Here are some beginner yoga poses that can help you relieve anxiety:
1. Baddha konasana (Butterfly Pose)
Sit up straight, stretch out the legs, bend the knees while pulling the heels toward the pelvic area, and press the soles of the feet together. Allow the knees to drop to the sides. Place the thumbs on the arches of the feet, while the shoulders are back and the chest up. Hold for five minutes.
2. Paschimottanasana (Seated forward bend)
To perform this anxiety-relieving pose, sit up straight with the legs out in front of you. Flex the toes and elevate the hands over the head. Stretch, breathe in, and bring the arms slowly forward. Breathe in, elongate the spine, and lean forward a bit. Breathe out, move the navel toward the knees and slightly raise the head. Repeat a few times, place the head on the legs, and hold. Inhale and return to the starting position. Exhale and lower the arms.
3. Dandasana (Staff Pose)
Sit straight up with the legs stretched out in front of you, the back straight, and the feet pointed upwards. Press the buttocks to the floor, stretch the spine, and place the palms next to the hips. Press the entire lower half of the body to the floor, breathe deeply, and hold for half a minute.
4. Utthita trikonasana (Triangle Pose)
While standing, place the legs about four feet apart, and the right foot outside at 90 degrees and the left foot in at 15 degrees. You should align the center of your right heel with the center of the arch of the left foot.
Breathe in, and while breathing out, bend the body to the right from below the hips.
With the waist straight, raise the left hand, while touching the floor with the right hand. Bend the body sideways, breathe deeply, and hold for as much as possible. Return to the starting position on the exhale, and repeat on the other side.
5. Marjariasana (Cow & Cat Pose)
To perform the cow pose, start on all fours, and with the gaze straight ahead. Breathe in, and raise the tailbone. Push the navel down and hold the pose for a few breaths.
The cat pose is the opposite pose. Exhale, drop the chin down to the chest, arch the back, and relax the buttocks. Hold for a few breaths.

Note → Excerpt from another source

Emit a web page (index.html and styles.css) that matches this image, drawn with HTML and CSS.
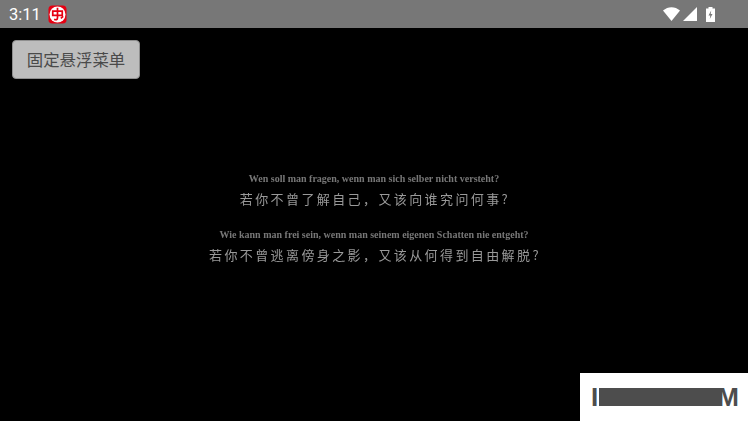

6. Balasana (Child’s Pose)
Kneel down on the floor with the big toes touching each other. Stretch the arms out in front and lean forward, spreading the knees hip-width apart. Lay the torso between the thighs and try to rest the crown of the head on the floor. Hold for as much as possible.
7. Ustrasana (Camel Pose)
This pose boosts the flexibility and strength accelerates blood flow, and regulates your blood pressure and heart rate, relieving stress.
Start kneeling on the mat, with the hands on the hips, the knees and shoulders aligned, and the soles of the feet facing the ceiling. Breathe in, push the hips and tailbone out, and arch the back. Slide the palms over the feet and straighten the arms. Hold for a minute.
8. Setu bandhasana (Bridge Pose)
Lie on the back, with the knees bent and the feet on the floor hip-width apart. Inhale, elevate the back off the ground, roll the shoulders in, and keep the chin resting on the chest. Then, tighten the buttocks, and with the thighs parallel to the floor, lift the torso off the floor, and hold for a minute.
9. Dhanurasana (Bow Pose)
This can be a difficult pose, so don’t perform it at the very beginning. Lie flat on the stomach with the legs hip-width apart, fold the knees and reach the hands toward the ankles. Then, raise the chest and legs and pull the legs back. Hold for 20 seconds.
10. Shavasana (Corpse Pose)
This pose is for the end of the workout since it is basically a meditation. Breathe deeply, close the eyes, and with the palms facing up, relax the body and mind. Do this for 10-12 minutes.
Try these yoga poses and you will immediately feel better!